Post-processing of large data sets produced on the HPCS may involve interactive visualisation software using 3D graphics. Broadly, there are three possible modes in which this might be attempted:
- The data is transferred over the network to the user's home site, and analysed there using a local graphical workstation. This requires time for the transfer, and that the user has sufficient storage and graphics capability available at home.
- The data remains at the HPCS, and the analysis software runs on a HPCS node. The dynamic graphical output (produced by OpenGL) is sent as a GLX protocol stream over an SSH tunnel (or tunnels) to a machine at the user's home site with a GLX-capable X display, and keystrokes and mouse events travel back through the same tunnels. (This is what happens automatically if you start a 3D X windows application on Darwin with SSH X forwarding enabled.) This may work slowly, or not at all depending on the application's support for indirect rendering.
- The data, the processing and the OpenGL 3D rendering all take place at the HPCS (using 3D graphics cards directly attached to the cluster), and only the final rendered pixels (possibly compressed) and keyboard/mouse events travel over the SSH tunnel.
Of these, the last makes the lightest demands on both the network connection, and the facilities at the home site, as neither large storage nor 3D graphics capability are actually required on the user side. Because only (compressed) rendered pixels are transmitted, interactive response should be best in this case, particularly if complex graphics are being generated.

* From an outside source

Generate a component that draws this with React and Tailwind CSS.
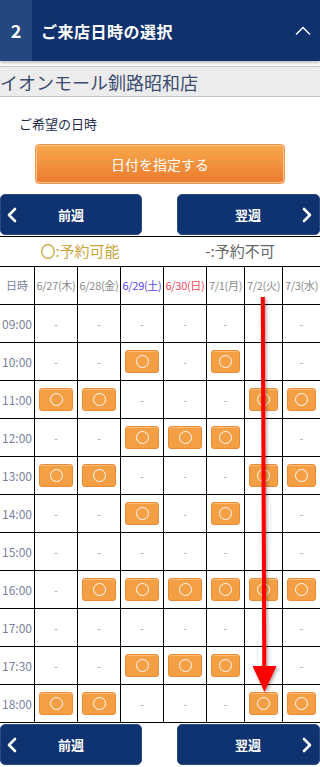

Finally, the method described below requires just a freely-downloadable remote desktop client and SSH software, which is available for Linux, Windows and MacOSX (no local X server being necessary).
Running a graphical program under VirtualGL
It is possible to use a limited number of NVIDIA Quadro FX5800 graphics cards installed at the HPCS to perform hardware-accelerated (direct) 3D rendering for remote display, using VirtualGLin conjunction with TurboVNC.

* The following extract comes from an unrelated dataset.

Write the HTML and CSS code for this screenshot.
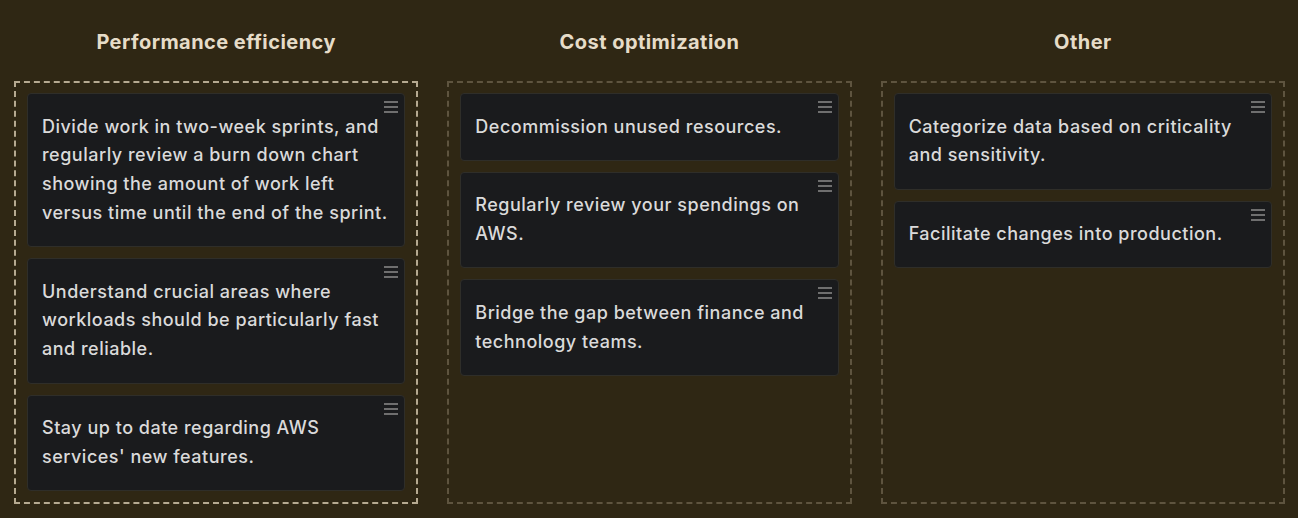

Now from the remote desktop session (which is assumed to be running on a node with a 3D graphics card, e.g. login-gfx1 or login-gfx2), start your graphical application through vglrun. E.g.
module load cuda/4.0 cd /usr/local/Cluster-Apps/cuda/4.0/NVIDIA_GPU_Computing_SDK/C/bin/linux/release/ vglrun smokeParticles
Note that omitting vglrun will start the program in the usual way, i.e. producing GLX commands which are expected to be rendered by the dummy X server providing your remote desktop - TurboVNC will simply error in this case with not GLX capable whereas NX will attempt to perform the rendering in software (which may fail outright, or just run very slowly). vglrun instead intercepts calls to the OpenGL library and arranges for the locally attached hardware to render the images, the resulting pixels of which are then sent uncompressed to the remote desktop.
When using TurboVNC, you will probably want to experiment with changing the compression level between the dummy X server on the login node and the viewer on your local machine - higher compression means greater interactivity at the cost of reduced image quality. This can be changed dynamically as needed.